“A Way with Words” by Jane Rendell

 

  1. The comment that design research puts “work first, and then later considers the larger field”; to me is only partially true. Do designers not have an overarching problem that drives the research, are they simply making in a vacuum?
  2. I find Diller’s “Choreographed Shirt Folding Project” very fascinating, primarily through the lens of locationally informed skill sets or habits. Does the viewing of the product made through this manipulated skill, generate a new viewing of the space in which it was presumably performed?
  3. “Black Tent consisted of a flexible structure, a number of steel framed panels with black fabric screens stretched……..” Even though Rendell argues for a more creative and thoughtful use of writing within Architecture she still describes her first work that would fa along these lines in a very typical way. Must all Architectural writing at some point be so purely spacial?

 

“A Two-Fold Movement” by Murray Fraser

 

  1. The practicality and social benefit associated with critical practice makes it a very honorable and appealing way to conduct one’s practice. Would  contributing solely to these critical issues however alter the nature and skillsets of the Architectural Designer?
  2. Lebbeus Woods writes, “To the knowing , this is supposed to be read as ‘irony’ or ‘critique’. To the regular people it is just business as usual in an authoritarian state.” I often find that Design carries with it an attitude of superiority, that in many ways causes an inappropriate value system.
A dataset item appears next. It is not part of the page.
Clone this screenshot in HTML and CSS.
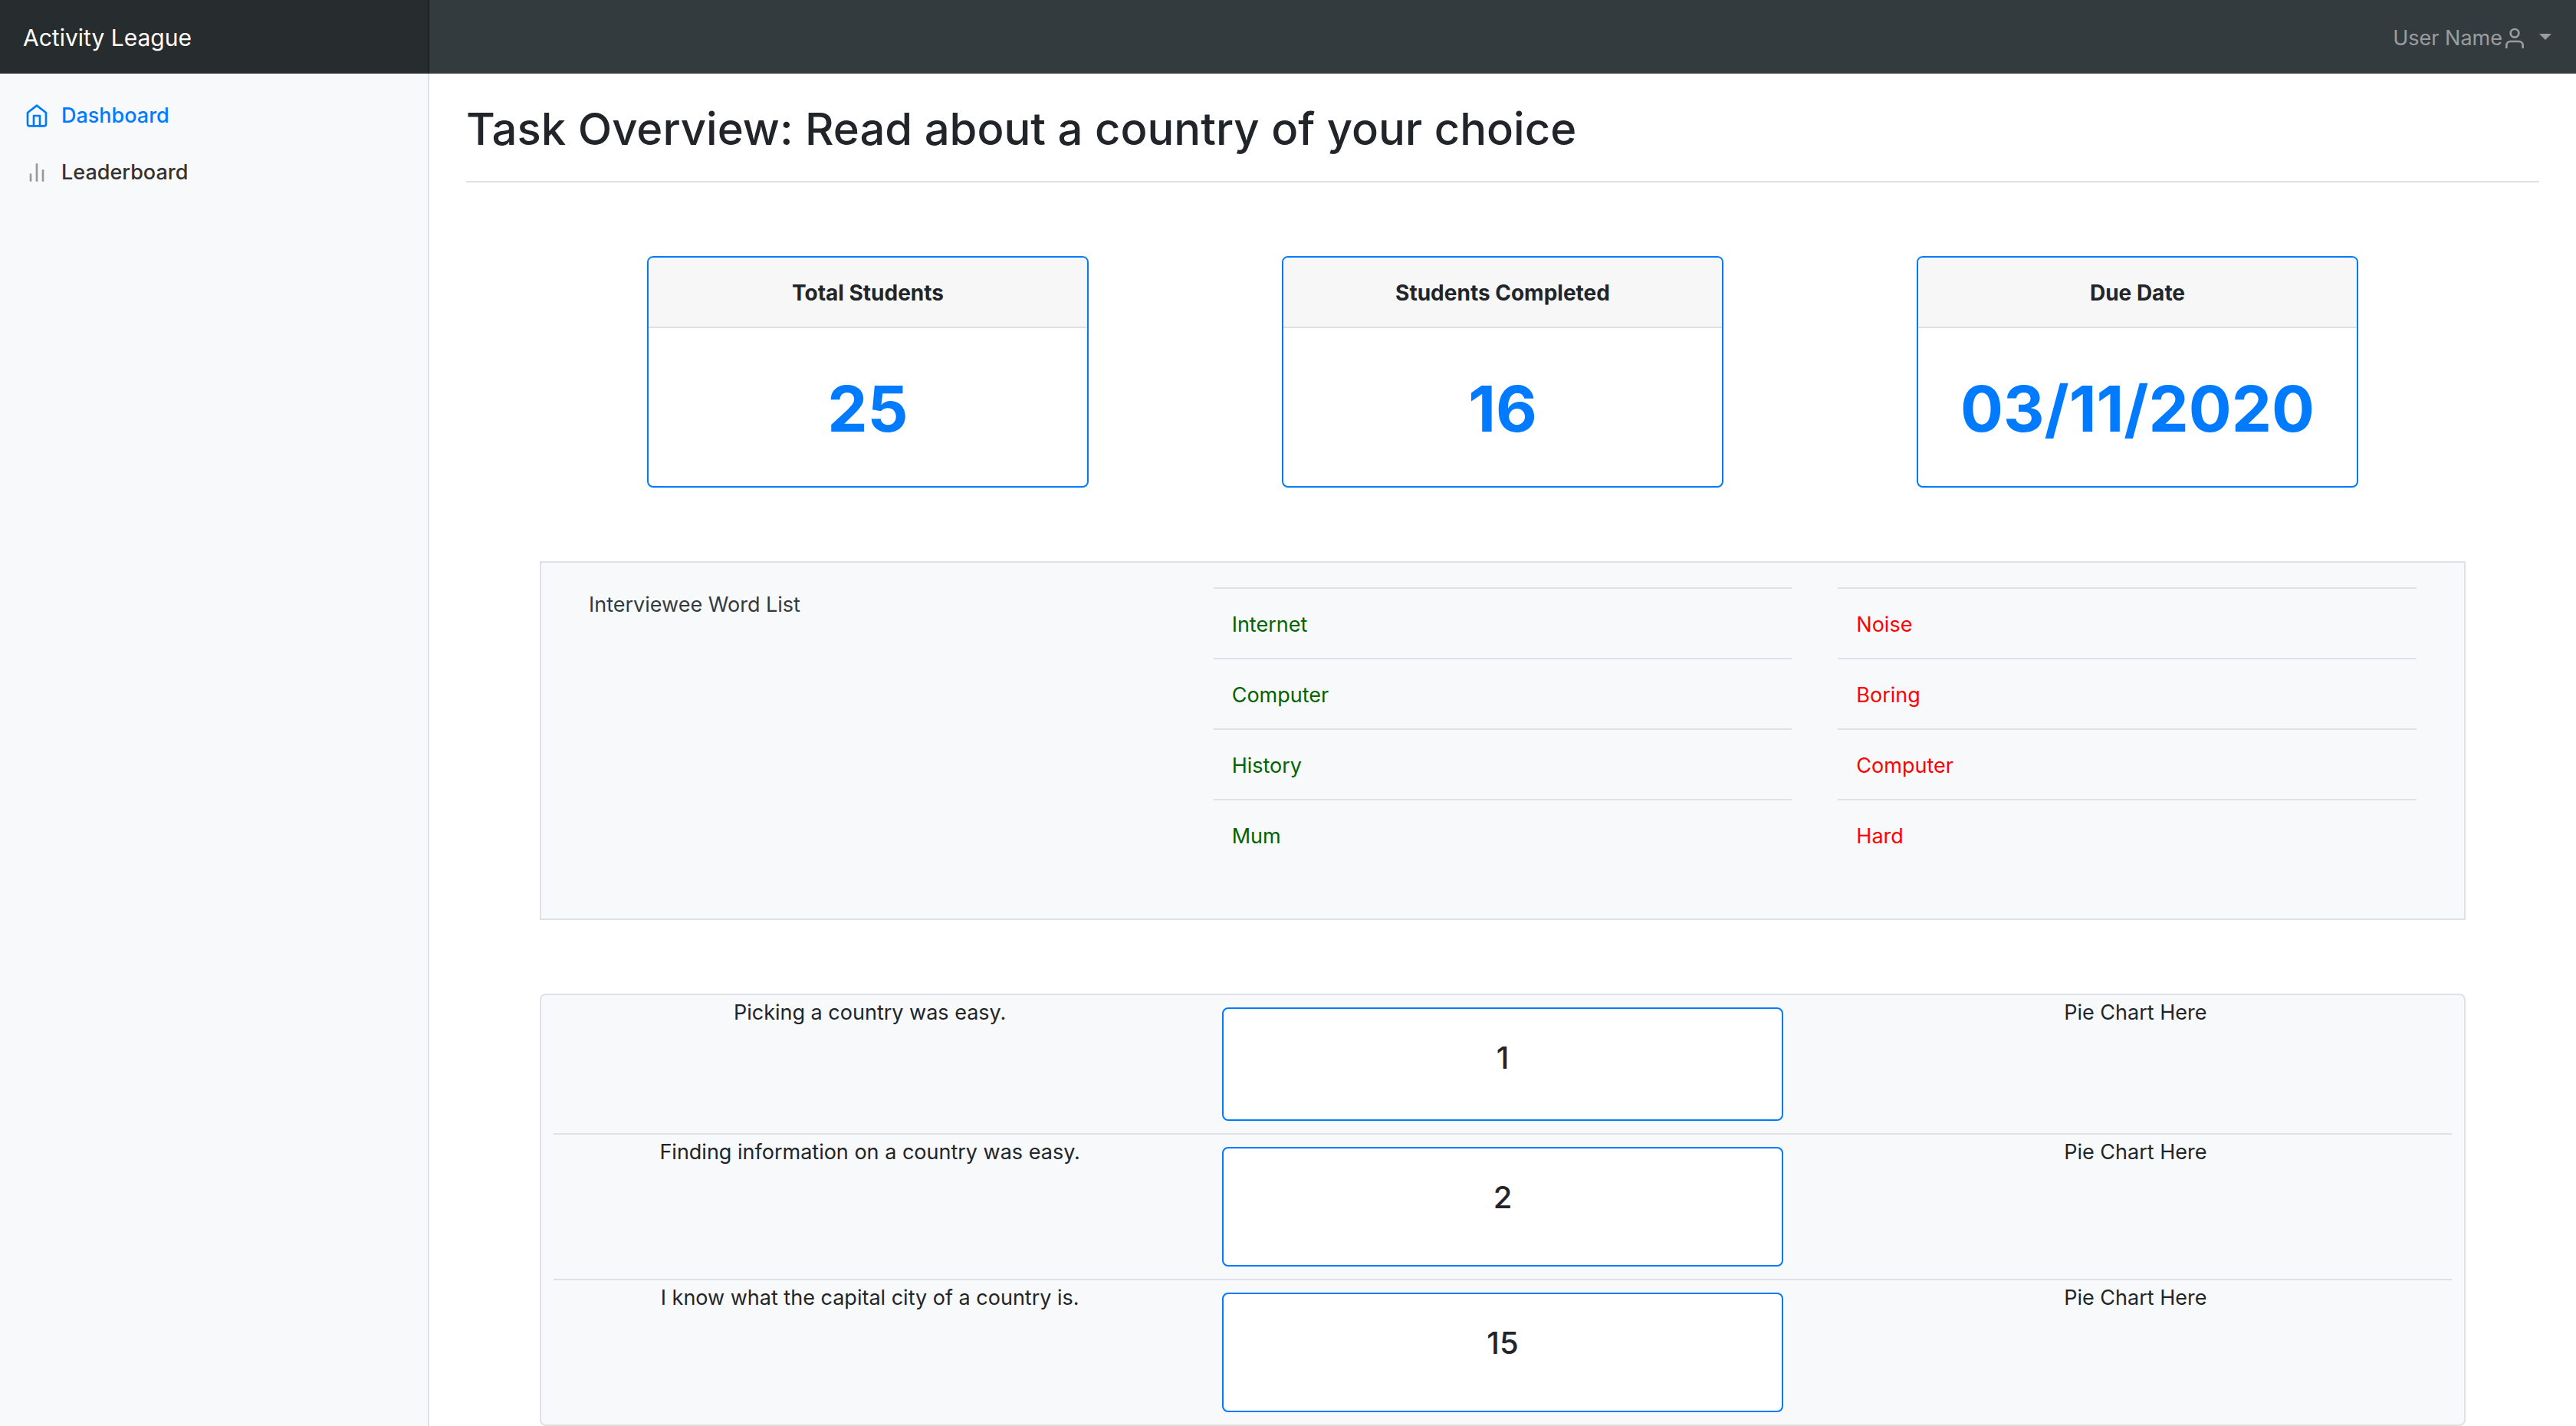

How can this be combatted in such a visually motivated field?
  3. Is the shortcoming of Architectural Theory, in regards to its relevance and success over time not a result of misinformed design decisions but more so a factor of Architectures physical and permanent nature? Society and technology are changing at very rapid rates, whereas a built work is a permanent fixture that despite intense research for the time is undoubtedly going to become obsolete.